With the scrolling market, the very foundations of these apps are malign. To treat their users as little more than a means for attention, to prey upon their isolation and need for community, to suck and exploit their leisure time using whatever manipulative algorithmic tricks they can for advertisement revenue—regardless of the internalized and/or externalized harm—is acting in bad faith. One might argue that it is the advertisers that are the driving force of this bad faith, and they are certainly culpable, but we must remember that it is social media providing the platforms for scrolling to attract advertisers, and they are implicit in the harmful consequences of the content that their algorithms are pushing.
As commodities on these apps, we are reduced to our exchange-value, the social substance of which—the labour of which—is our engagement. What are you getting in exchange for it?
It’s important to remember this the next time we feel compelled to react to content that seems designed to be reacted to. Ask yourself: are you being made to play a role, like Sartre’s café waiter, following the app’s anticipated cues and movements—goaded into the algorithm’s clutches. I’m sure we’ve all been guilty of this; I certainly have.

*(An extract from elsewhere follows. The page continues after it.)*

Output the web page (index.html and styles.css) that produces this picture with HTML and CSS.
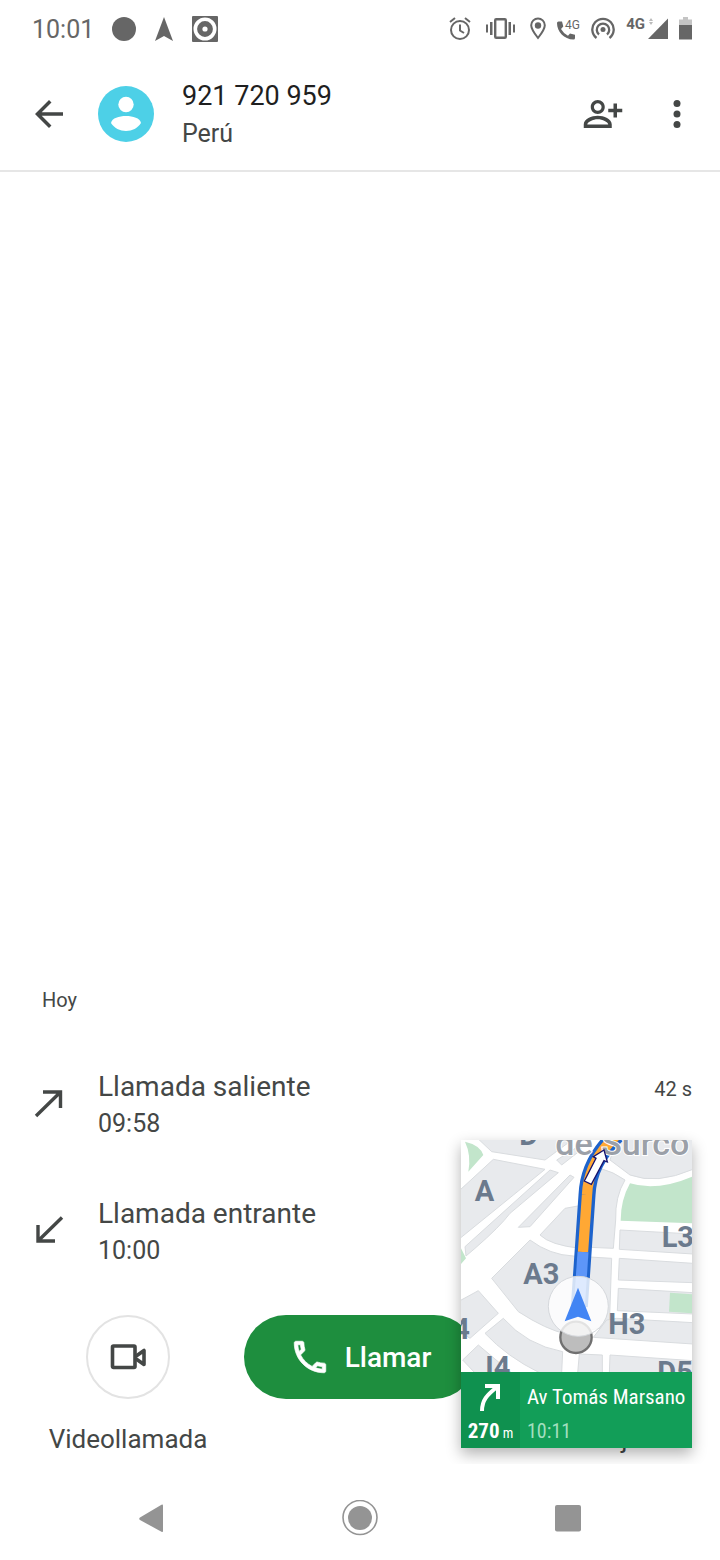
FILE: index.html
```html
<!DOCTYPE html>
<html lang="es">
<head>
    <meta charset="UTF-8">
    <meta name="viewport" content="width=device-width, initial-scale=1.0">
    <title>921 720 959</title>
    <link rel="stylesheet" href="styles.css">
</head>
<body>
    <!-- Status bar -->
    <div class="status-bar">
        <div class="status-left">
            <span class="clock">10:01</span>
            <svg width="24" height="26" viewBox="0 0 24 26"><circle cx="12" cy="13" r="12"/></svg>
            <svg width="20" height="26" viewBox="0 0 20 26"><path d="M10 1L19 25L10 20L1 25Z"/></svg>
            <svg width="26" height="26" viewBox="0 0 26 26">
                <rect width="26" height="26" rx="1"/>
                <circle cx="13" cy="13" r="9.7" fill="none" stroke="#fff" stroke-width="3.6"/>
                <circle cx="13" cy="13" r="2.6" fill="#fff"/>
            </svg>
        </div>
        <div class="status-right">
            <svg width="22" height="24" viewBox="0 0 22 24">
                <g fill="none" stroke="#666" stroke-width="2">
                    <circle cx="11" cy="13" r="9"/>
                    <path d="M11 7.500v6l4 2.500M1 5L6 1M21 5L16 1"/>
                </g>
            </svg>
            <svg class="vibrate" width="29" height="24" viewBox="0 0 29 24">
                <rect x="9.200" y="2.200" width="10.600" height="18.600" rx="1" fill="none" stroke="#666" stroke-width="2.400"/>
                <path d="M0 7.500h2v8H0zM4 5h2.500v13H4zM22.500 5H25v13h-2.500zM27 7.500h2v8h-2z"/>
            </svg>
            <svg width="16" height="24" viewBox="0 0 16 24">
                <path d="M8 1.500C4.500 1.500 1.200 4.300 1.200 8.300C1.200 12.500 8 21 8 21S14.800 12.500 14.800 8.300C14.800 4.300 11.500 1.500 8 1.500Z" fill="none" stroke="#666" stroke-width="2"/>
                <circle cx="8" cy="8.500" r="3.200"/>
            </svg>
            <svg width="23" height="24" viewBox="0 0 23 24">
                <path d="M0 6Q0 4.500 1.500 4.500H5L6.300 9.500L4 12Q6.500 16.500 11 18.800L13 16.500L18 17.800V21Q18 22.500 16.500 22.500C7 22.500 0 14.500 0 6Z"/>
                <text x="8" y="12" font-size="12">4G</text>
            </svg>
            <svg width="24" height="24" viewBox="0 0 24 24">
                <g fill="none" stroke="#666" stroke-width="2.300">
                    <path d="M5.500 21A10.700 10.700 0 1 1 18.500 21"/>
                    <path d="M8 17.500A6.200 6.200 0 1 1 16 17.500"/>
                </g>
                <circle cx="12" cy="12.500" r="2.500"/>
            </svg>
            <span class="network">4G</span>
            <svg width="20" height="24" viewBox="0 0 20 24">
                <path d="M20 1.500V22H0Z"/>
                <path d="M3 1l2 3H1zM3 8l2-3H1z" fill="#bbb"/>
            </svg>
            <svg width="13" height="24" viewBox="0 0 13 24">
                <path d="M0 2.500h4V0h5v2.500h4V9H0z" fill="#c4c4c4"/>
                <path d="M0 8h13v14.500H0z"/>
            </svg>
        </div>
    </div>

    <!-- Contact header -->
    <header class="header">
        <button class="icon-btn" aria-label="Atrás">
            <svg width="42" height="42" viewBox="0 0 24 24"><path d="M20 11H7.830l5.590-5.590L12 4l-8 8 8 8 1.410-1.410L7.830 13H20v-2z"/></svg>
        </button>
        <svg class="avatar" width="56" height="56" viewBox="0 0 56 56">
            <circle cx="28" cy="28" r="28" fill="#4dd0e7"/>
            <circle cx="28" cy="18.500" r="7.700" fill="#fff"/>
            <path d="M13 37C14 32 21 30 28 30S42 32 43 37C40 42 34 45 28 45S16 42 13 37Z" fill="#fff"/>
        </svg>
        <div class="contact">
            <h1>921 720 959</h1>
            <p>Perú</p>
        </div>
        <button class="icon-btn" aria-label="Agregar contacto">
            <svg width="42" height="42" viewBox="0 0 24 24"><path d="M13 8c0-2.210-1.790-4-4-4S5 5.790 5 8s1.790 4 4 4 4-1.790 4-4zm-1.800 0c0 1.200-1 2.200-2.200 2.200S6.800 9.200 6.800 8 7.800 5.800 9 5.800s2.200 1 2.200 2.200zM1 18v2h16v-2c0-3.200-4.500-5-8-5s-8 1.800-8 5zm2 0c.2-1.500 3.300-3 6-3 2.690 0 5.770 1.500 6 3H3zM20 14v-3h3V9h-3V6h-2v3h-3v2h3v3h2z"/></svg>
        </button>
        <button class="icon-btn" aria-label="Más opciones">
            <svg width="42" height="42" viewBox="0 0 24 24"><circle cx="12" cy="6" r="2"/><circle cx="12" cy="12" r="2"/><circle cx="12" cy="18" r="2"/></svg>
        </button>
    </header>

    <!-- Call history -->
    <main class="history">
        <h2>Hoy</h2>
        <ul>
            <li>
                <svg width="42" height="42" viewBox="0 0 42 42"><path d="M8 32L32 8.500M15 8H32.500V24" fill="none" stroke="#444746" stroke-width="3.400"/></svg>
                <div class="call-info">
                    <h3>Llamada saliente</h3>
                    <p>09:58</p>
                </div>
                <span class="duration">42 s</span>
            </li>
            <li>
                <svg width="42" height="42" viewBox="0 0 42 42"><path d="M34 6.500L11 29M27 30H10V14" fill="none" stroke="#444746" stroke-width="3.400"/></svg>
                <div class="call-info">
                    <h3>Llamada entrante</h3>
                    <p>10:00</p>
                </div>
            </li>
        </ul>
    </main>

    <!-- Actions -->
    <section class="actions">
        <div class="action">
            <button class="round-btn" id="video" aria-labelledby="video-label">
                <svg width="42" height="42" viewBox="0 0 42 42">
                    <g fill="none" stroke="#444746" stroke-width="3.600" stroke-linejoin="round">
                        <rect x="5.500" y="10" width="22.500" height="21.500" rx="1"/>
                        <path d="M28.500 20.500L37 14.500V28.500L28.500 22.500"/>
                    </g>
                </svg>
            </button>
            <label id="video-label" for="video">Videollamada</label>
        </div>
        <button class="call-btn">
            <svg width="42" height="42" viewBox="0 0 24 24"><path d="M6.540 5c.060.890.210 1.760.450 2.590l-1.200 1.200c-.410-1.200-.670-2.470-.760-3.790h1.510m9.860 12.020c.850.240 1.720.390 2.600.450v1.490c-1.320-.090-2.590-.350-3.800-.750l1.200-1.190M7.500 3H4c-.550 0-1 .450-1 1 0 9.390 7.610 17 17 17 .550 0 1-.450 1-1v-3.490c0-.550-.450-1-1-1-1.240 0-2.450-.2-3.570-.570-.100-.040-.210-.050-.310-.050-.260 0-.510.100-.710.290l-2.200 2.200c-2.830-1.450-5.150-3.760-6.590-6.590l2.200-2.200c.280-.280.360-.670.250-1.020C8.700 6.450 8.500 5.250 8.500 4c0-.550-.450-1-1-1z" stroke="#fff" stroke-width=".4"/></svg>
            Llamar
        </button>
        <div class="action">
            <button class="round-btn" id="message" aria-labelledby="message-label"></button>
            <label id="message-label" for="message">Mensaje</label>
        </div>
    </section>

    <!-- Navigation bar -->
    <nav class="nav-bar">
        <button aria-label="Volver">
            <svg width="36" height="36" viewBox="0 0 36 36"><path d="M29 5.500V31Q29 32.500 27.500 31.800L6 20Q4.500 18.500 6 17.500L27.500 4.800Q29 4 29 5.500Z"/></svg>
        </button>
        <button aria-label="Inicio">
            <svg width="36" height="36" viewBox="0 0 36 36"><circle cx="18" cy="17.500" r="17" fill="none" stroke="#949494" stroke-width="1.600"/><circle cx="18" cy="18" r="12"/></svg>
        </button>
        <button aria-label="Recientes">
            <svg width="36" height="36" viewBox="0 0 36 36"><rect x="5" y="5" width="26" height="26.500" rx="2"/></svg>
        </button>
    </nav>

    <!-- Floating navigation window -->
    <aside class="map-window">
        <svg class="map" viewBox="33 30 693 696">
            <rect x="33" y="30" width="693" height="696" fill="#fff"/>
            <g fill="#e8eaed" stroke="#d9dcdf" stroke-width="3">
                <path d="M85 27H370L285 90L125 65Z"/>
                <path d="M130 88L285 118L30 325V180Z"/>
                <path d="M45 350L300 120L325 128L180 250Q150 290 75 355L48 378Z"/>
                <path d="M205 292L360 135L372 142L240 290Z"/>
                <path d="M320 90L400 40L390 62L335 105Z"/>
                <path d="M270 315L345 235L400 225L390 355Q300 345 270 315Z"/>
                <path d="M125 445L240 330Q300 375 370 378L485 385L478 590L350 612Q290 600 205 545Z"/>
                <path d="M450 115Q490 125 525 150Q495 200 497 270L490 355L420 352L435 190Z"/>
                <path d="M500 27H729V118Q620 165 540 135L480 90Z"/>
                <path d="M510 300L729 312V372L508 358Z"/>
                <path d="M508 385L729 400V458L505 450Z"/>
                <path d="M505 475L729 488V552L502 542Z"/>
                <path d="M500 565L729 578V642L430 622L470 570Z"/>
                <path d="M480 675L729 692V729H478Z"/>
                <path d="M388 672L457 675V729H383Z"/>
                <path d="M105 610L160 565Q230 645 338 665L335 729H270Q170 680 105 610Z"/>
                <path d="M30 512L85 482L145 550L60 625L30 605Z"/>
                <path d="M38 690L85 645L185 729H75Z"/>
            </g>
            <g fill="#c2e5cb">
                <path d="M45 35Q90 45 100 75L55 125Q64 75 45 35Z"/>
                <path d="M540 160Q620 185 726 140V280L512 272Q512 210 540 160Z"/>
                <path d="M660 488L726 493V550L657 545Z"/>
                <path d="M33 355L48 385L33 402Z"/>
            </g>
            <g class="map-labels">
                <text x="208" y="44">D</text>
                <text x="74" y="213">A</text>
                <text x="220" y="463">A3</text>
                <text x="635" y="350">L3</text>
                <text x="475" y="613">H3</text>
                <text x="10" y="628">4</text>
                <text x="106" y="742">I4</text>
                <text x="622" y="755">D5</text>
            </g>
            <!-- route -->
            <g fill="none">
                <path d="M500 15Q415 95 411 195L388 530" stroke="#1d63cc" stroke-width="51"/>
                <path d="M500 15Q415 95 411 195L399 366" stroke="#ffa834" stroke-width="31"/>
                <path d="M399 366L388 530" stroke="#5d96f9" stroke-width="33"/>
            </g>
            <text class="district" x="316" y="75">de Surco</text>
            <path d="M403 153L438 85L430 80L462 60L472 96L462 92L424 163Z" fill="#fff" stroke="#16126e" stroke-width="4"/>
            <!-- current position -->
            <circle cx="378" cy="622" r="47" fill="#bdbdbd" stroke="#707070" stroke-width="7"/>
            <circle cx="385" cy="529" r="90" fill="#fff" fill-opacity=".8" stroke="#d5d8dc" stroke-width="3"/>
            <path d="M384 473L424 574L384 560L344 574Z" fill="#4285f4"/>
        </svg>
        <div class="directions">
            <div class="turn">
                <svg width="26" height="32" viewBox="0 0 26 32"><path d="M4 30C4 19 9 14 19 6M7 5H20V18" fill="none" stroke="#fff" stroke-width="4"/></svg>
                <span><b>270</b> m</span>
            </div>
            <div class="street">
                <strong>Av Tomás Marsano</strong>
                <span>10:11</span>
            </div>
        </div>
    </aside>
</body>
</html>
```
FILE: styles.css
```css
* {
    box-sizing: border-box;
}
body {
    position: relative;
    display: flex;
    flex-direction: column;
    min-height: 100vh;
    margin: 0;
    background-color: #fff;
    color: #444746;
    font-family: Roboto, "Liberation Sans", sans-serif;
}
h1, h2, h3, p, ul {
    margin: 0;
    padding: 0;
    font-weight: 400;
}
svg {
    display: block;
    flex-shrink: 0;
}
button {
    padding: 0;
    border: none;
    background: none;
    font-family: inherit;
    cursor: pointer;
}

/* Status bar */
.status-bar {
    display: flex;
    justify-content: space-between;
    align-items: center;
    height: 58px;
    padding: 0 28px 0 32px;
    color: #666;
    fill: #666;
}
.status-left {
    display: flex;
    align-items: center;
    gap: 18px;
}
.clock {
    padding-top: 2px;
    font-size: 25px;
    line-height: 32px;
}
.status-right {
    display: flex;
    align-items: center;
    gap: 11px;
}
.vibrate {
    margin: 0 4px;
}
.network {
    height: 26px;
    font-size: 15px;
    font-weight: 700;
    line-height: 16px;
}
.status-right .network + svg {
    margin-left: -8px;
}

/* Header */
.header {
    display: flex;
    align-items: center;
    height: 114px;
    padding: 0 22px 0 28px;
    border-bottom: 2px solid #e6e6e6;
}
.icon-btn {
    fill: #444746;
}
.avatar {
    margin: 0 28px;
}
.contact {
    flex: 1;
    padding-top: 2px;
}
.contact h1 {
    color: #1f1f1f;
    font-size: 27px;
    line-height: 37px;
}
.contact p {
    font-size: 25px;
    line-height: 37px;
}
.icon-btn + .icon-btn {
    margin-left: 32px;
}

/* Call history */
.history {
    flex: 1;
    display: flex;
    flex-direction: column;
    justify-content: flex-end;
    padding: 0 28px 20px;
}
.history h2 {
    padding: 0 14px;
    margin-bottom: 27px;
    font-size: 20px;
    line-height: 28px;
}
.history ul {
    list-style: none;
}
.history li {
    display: flex;
    align-items: center;
    gap: 28px;
    height: 127px;
}
.call-info {
    flex: 1;
}
.call-info h3 {
    font-size: 28px;
    line-height: 37px;
}
.call-info p {
    font-size: 25px;
    line-height: 37px;
}
.duration {
    align-self: flex-start;
    padding-top: 30px;
    font-size: 20px;
    line-height: 37px;
}

/* Actions */
.actions {
    display: grid;
    grid-template-columns: repeat(3, 1fr);
    padding: 0 12px 6px;
}
.action {
    display: flex;
    flex-direction: column;
    align-items: center;
    gap: 21px;
}
.action label {
    font-size: 26px;
    line-height: 38px;
}
.round-btn {
    display: flex;
    align-items: center;
    justify-content: center;
    width: 84px;
    height: 84px;
    border: 2px solid #e3e3e3;
    border-radius: 50%;
}
.call-btn {
    display: flex;
    align-items: center;
    justify-content: center;
    gap: 14px;
    height: 84px;
    border-radius: 42px;
    background-color: #1e8e3e;
    color: #fff;
    fill: #fff;
    font-size: 28px;
    font-weight: 500;
}

/* Navigation bar */
.nav-bar {
    position: relative;
    z-index: 2;
    display: flex;
    justify-content: space-around;
    align-items: center;
    height: 96px;
    padding: 0 48px;
    background-color: #fff;
    fill: #949494;
}
.nav-bar button {
    padding: 12px;
    margin-top: 12px;
}

/* Floating window over the call screen */
.map-window {
    position: absolute;
    right: 28px;
    bottom: 112px;
    z-index: 1;
    width: 231px;
    box-shadow: 0 6px 14px rgba(0, 0, 0, 0.3);
}
.map {
    width: 100%;
}
.map-labels {
    fill: #6b7a8d;
    font-size: 87px;
    font-weight: 700;
}
.district {
    fill: #9ba0a8;
    stroke: #fff;
    stroke-width: 6px;
    paint-order: stroke;
    font-size: 102px;
    font-weight: 500;
}
.directions {
    display: flex;
    height: 76px;
    background-color: #129e58;
    color: #fff;
    font-family: "Roboto Condensed", Roboto, sans-serif;
    white-space: nowrap;
}
.turn {
    display: flex;
    flex-direction: column;
    flex-shrink: 0;
    align-items: center;
    gap: 6px;
    width: 59px;
    padding-top: 9px;
    background-color: #0f914f;
    font-size: 14px;
    line-height: 24px;
}
.turn b {
    font-size: 21px;
}
.street {
    display: flex;
    flex-direction: column;
    padding: 6px 0 0 7px;
}
.street strong {
    font-size: 21px;
    font-weight: 400;
    line-height: 39px;
}
.street span {
    color: #a3dfbf;
    font-size: 20px;
    line-height: 28px;
}
```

In the end, we are all susceptible to unseen, manipulative forces. Hell, that’s advertising, baby.
Marx, Karl. Capital: A Critique of Political Economy. Translated by Samuel Moore and Edward Aveling, edited by Frederick Engels, vol. 1, Progress Publishers, 1887, www.marxists.org/archive/marx/works/ download/pdf/Capital-Volume-I.pdf.
Sartre, Jean-Paul. Being and Nothingness. Translated by Hazel Estella Barnes, 2nd ed., Routledge, 2003.